Trump was announced to the crowd after the third inning as part of the tribute to veterans that occurs at every Washington Nationals game. Ignoring the tribute to veterans, the crowd immediately began booing loudly.
Washington Post reporters Maura Judkis and Josh Dawsey say the boos “hit almost 100 decibels.” For once, I believe the Post got it right in a Trump-related story.

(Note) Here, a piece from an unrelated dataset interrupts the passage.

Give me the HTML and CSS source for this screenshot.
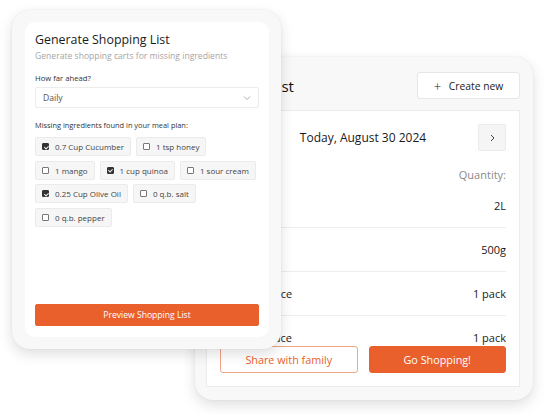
FILE: index.html
```html
<!DOCTYPE html>
<html lang="en">

<head>
    <meta charset="UTF-8">
    <title>Shopping List</title>
    <link rel="stylesheet" href="styles.css">
</head>

<body>
    <div class="canvas">

        <section class="card back">
            <header class="back-head">
                <h2>Shopping List</h2>
                <button class="create"><span class="plus">+</span> Create new</button>
            </header>
            <div class="panel">
                <div class="date-row">
                    <button class="nav">
                        <svg width="10" height="10" viewBox="0 0 10 10"><path d="M6 2 L3 5 L6 8" fill="none" stroke="#444" stroke-width="1"/></svg>
                    </button>
                    <p class="date">Today, August 30 2024</p>
                    <button class="nav">
                        <svg width="10" height="10" viewBox="0 0 10 10"><path d="M4 2 L7 5 L4 8" fill="none" stroke="#444" stroke-width="1"/></svg>
                    </button>
                </div>
                <div class="list">
                    <p class="qty-head">Quantity:</p>
                    <div class="row"><span>Milk</span><span>2L</span></div>
                    <div class="row"><span>Rice</span><span>500g</span></div>
                    <div class="row"><span>Teriyaki sauce</span><span>1 pack</span></div>
                    <div class="row"><span>Tomato sauce</span><span>1 pack</span></div>
                </div>
                <div class="actions">
                    <button class="share">Share with family</button>
                    <button class="go">Go Shopping!</button>
                </div>
            </div>
        </section>

        <section class="card front">
            <div class="sheet">
                <h1>Generate Shopping List</h1>
                <p class="sub">Generate shopping carts for missing ingredients</p>
                <p class="label ahead">How far ahead?</p>
                <div class="select">
                    <span>Daily</span>
                    <svg width="8" height="6" viewBox="0 0 8 6"><path d="M1 1.5 L4 4.5 L7 1.5" fill="none" stroke="#999" stroke-width="0.8"/></svg>
                </div>
                <p class="label missing">Missing ingredients found in your meal plan:</p>
                <div class="chips">
                    <label class="chip"><span class="box on"></span>0.7 Cup Cucumber</label>
                    <label class="chip"><span class="box"></span>1 tsp honey</label>
                    <label class="chip"><span class="box"></span>1 mango</label>
                    <label class="chip"><span class="box on"></span>1 cup quinoa</label>
                    <label class="chip"><span class="box"></span>1 sour cream</label>
                    <label class="chip"><span class="box on"></span>0.25 Cup Olive Oil</label>
                    <label class="chip"><span class="box"></span>0 q.b. salt</label>
                    <label class="chip"><span class="box"></span>0 q.b. pepper</label>
                </div>
                <button class="preview">Preview Shopping List</button>
            </div>
        </section>

    </div>
</body>

</html>
```

FILE: styles.css
```css
* {
    margin: 0;
    box-sizing: border-box;
}

body {
    margin: 0;
    background: #fff;
    font-family: "Open Sans", sans-serif;
    color: #222;
}

button {
    font-family: inherit;
    cursor: pointer;
}

.canvas {
    position: relative;
    width: 545px;
    height: 414px;
    overflow: hidden;
}

/* both windows */
.card {
    position: absolute;
    background: #f8f8f8;
    border-radius: 18px;
    box-shadow: 0 5px 14px rgba(0, 0, 0, 0.13), 0 0 2px rgba(0, 0, 0, 0.08);
}

/* ---------- back window ---------- */
.back {
    left: 195px;
    top: 57px;
    width: 338px;
    height: 343px;
    padding: 15px 13px 13px 11px;
    display: flex;
    flex-direction: column;
    gap: 11px;
}

.back-head {
    height: 27px;
    display: flex;
    align-items: center;
    justify-content: space-between;
}

.back-head h2 {
    font-size: 15px;
    font-weight: 500;
    margin-left: -6px;
    color: #111;
}

.create {
    width: 103px;
    height: 27px;
    background: #fff;
    border: 1px solid #e6e6e6;
    border-radius: 3px;
    font-size: 10.3px;
    color: #222;
}

.plus {
    font-size: 13px;
    font-weight: 300;
    margin-right: 5px;
    vertical-align: -1px;
}

.panel {
    flex: 1;
    min-height: 0;
    background: #fff;
    border: 1px solid #ececec;
    padding: 13px;
    display: flex;
    flex-direction: column;
}

.date-row {
    height: 27px;
    display: flex;
    align-items: center;
    justify-content: space-between;
}

.date {
    font-size: 12px;
    color: #1a1a1a;
}

.nav {
    width: 28px;
    height: 27px;
    background: #f5f5f5;
    border: 1px solid #ebebeb;
    border-radius: 2px;
    display: flex;
    align-items: center;
    justify-content: center;
    padding: 0;
}

.list {
    flex: 1;
    min-height: 0;
    overflow: hidden;
}

.qty-head {
    margin-top: 14px;
    line-height: 19px;
    text-align: right;
    font-size: 11px;
    color: #8a8a8a;
}

.row {
    height: 44px;
    display: flex;
    align-items: center;
    justify-content: space-between;
    border-bottom: 1px solid #eeeeee;
    font-size: 11px;
    color: #1a1a1a;
}

.actions {
    display: grid;
    grid-template-columns: 1fr 1fr;
    gap: 11px;
}

.actions button {
    height: 27px;
    border-radius: 3px;
    font-size: 10.8px;
}

.share {
    background: #fff;
    border: 1px solid #f0a584;
    color: #e9602c;
}

.go {
    background: #e9602c;
    border: 1px solid #e9602c;
    color: #fff;
}

/* ---------- front window ---------- */
.front {
    left: 12px;
    top: 10px;
    width: 269px;
    height: 339px;
    padding: 12px 12px 12px 13px;
    z-index: 2;
}

.sheet {
    height: 100%;
    background: #fff;
    border-radius: 10px;
    padding: 9px 10px 11px 10px;
    display: flex;
    flex-direction: column;
}

.sheet h1 {
    font-size: 12.4px;
    line-height: 18px;
    font-weight: 500;
    color: #1a1a1a;
}

.sub {
    margin-top: 1px;
    font-size: 8.6px;
    line-height: 12px;
    color: #a5a5a5;
}

.label {
    line-height: 10px;
    color: #333;
}

.ahead {
    margin-top: 11px;
    font-size: 7.7px;
}

.select {
    margin-top: 4px;
    height: 21px;
    border: 1px solid #ececec;
    border-radius: 2px;
    padding: 0 7px;
    display: flex;
    align-items: center;
    justify-content: space-between;
    font-size: 8.6px;
    color: #555;
}

.missing {
    margin-top: 12px;
    font-size: 7.4px;
}

.chips {
    margin-top: 7px;
    display: flex;
    flex-wrap: wrap;
    gap: 4.5px 5px;
}

.chip {
    height: 19px;
    display: flex;
    align-items: center;
    gap: 6px;
    padding: 0 6px;
    background: #f6f6f6;
    border: 1px solid #ebebeb;
    border-radius: 2px;
    font-size: 8px;
    color: #444;
}

.box {
    position: relative;
    width: 7px;
    height: 7px;
    border: 0.8px solid #777;
    background: #fff;
    border-radius: 1px;
}

.box.on {
    background: #333;
    border-color: #333;
}

.box.on::after {
    content: "";
    position: absolute;
    left: 1.6px;
    top: 0.6px;
    width: 1.6px;
    height: 3px;
    border: solid #fff;
    border-width: 0 0.6px 0.6px 0;
    transform: rotate(45deg);
}

.preview {
    margin-top: auto;
    height: 22px;
    background: #e9602c;
    border: 1px solid #e9602c;
    border-radius: 2px;
    color: #fff;
    font-size: 8.6px;
}
```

The faces of some folks near me exuded hatred. They reminded me of an ugly crowd scene in an old Hollywood movie — one in which simpletons are portrayed as hate-filled and easily swayed.
That sums it up, I think.
Judkis and Dawsey say that “after [Trump’s] brief introduction, Trump was largely a non-presence in the ballpark.” I’m not sure what kind of “presence” they think Trump might have maintained, but if they mean no one paid attention to Trump, they are are wrong. Folks seated near me continued to turn their heads in the president’s direction from time to time for many innings.
When I got home, I learned that MLB umpire Rob Drake had tweeted that he planned to buy an AR-15 rifle “because if you impeach MY PRESIDENT this way, YOU WILL HAVE ANOTHER CIVAL WAR!!!” Drake later took down the tweet and apologized profusely.
There won’t be a civil war when Trump is impeached. There won’t be one in the extremely unlikely event that he is removed. But, while I don’t equate Drake’s tweet with the vociferous manifestation of hatred I witnessed last night (there’s nothing violent about booing), I can now imagine something like a civil war in America.
It seems like there’s almost enough hatred in the air to fuel one, and the hatred won’t go away when Trump is no longer president.